Chips Without Input Signals
Many chips without input connections are not evaluated, i.e., they keep sending their last evaluation result on the output pins (or 0 if they were never evaluated). Saving or loading a room resets this last result to 0. Note that a connection to an input pin of a Circuit Board does not count as an input connection unless the input pin of the circuit board receives a signal from somewhere. Thus, disconnecting an input pin of a circuit board can result in a problem inside the circuit board that is not obvious without looking into the circuit board.
To avoid this potential problem when creating a circuit board, one can (inside the circuit board) add a constant 0 to any input of the circuit board and use only the resulting sum inside the circuit board. Or you can add 0 signals to the reset input pin of chips that otherwise would have only one input connection such that there is always at least one input connection. This makes sure that disconnecting an input pin of the circuit board consistently results in a value of 0 inside the circuit board.
Gizmo Rotation Compression
When the length of a connection between an object and a Gizmo is very long (on the order of hundreds of meters), the connected object may appear to non-authority players a few meters out of place (radially from the center point of the Gizmo).

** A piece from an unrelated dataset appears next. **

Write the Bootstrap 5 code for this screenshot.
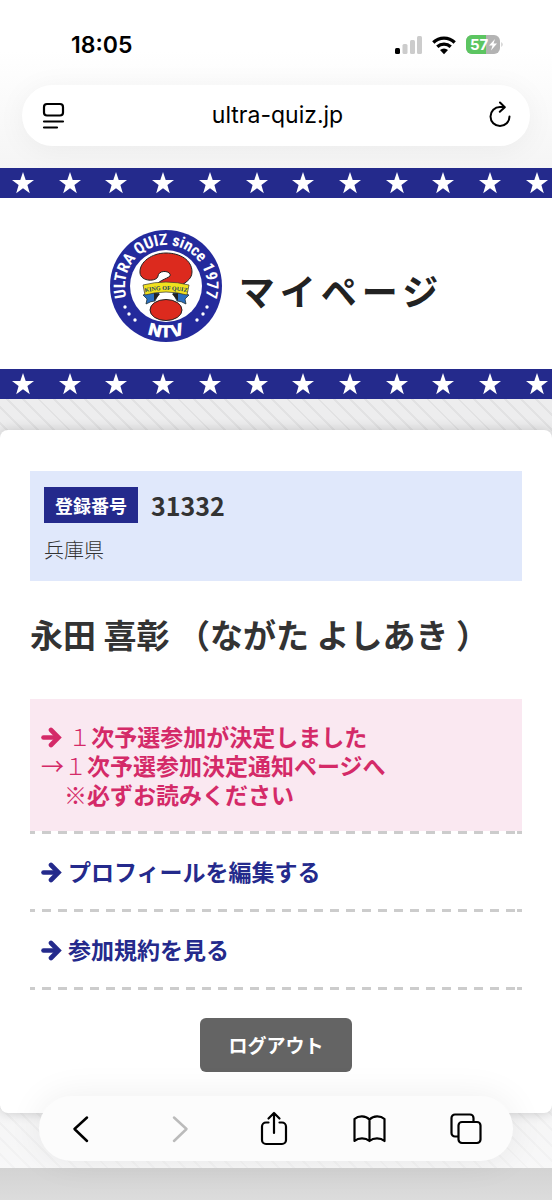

The reason this happens is because the Authority Player sends position and rotation information about objects to non-Authority players with less-than-perfect accuracy (because the data is compressed when transmitted). For most objects this is negligible, but because the position of objects attached to a Gizmo depends completely on the orientation of the Gizmo, a small error in rotation multiplied by a very long connection radius will result in a large error in position. Similarly, if the attached object itself is very large, an error in its rotation will appear significant.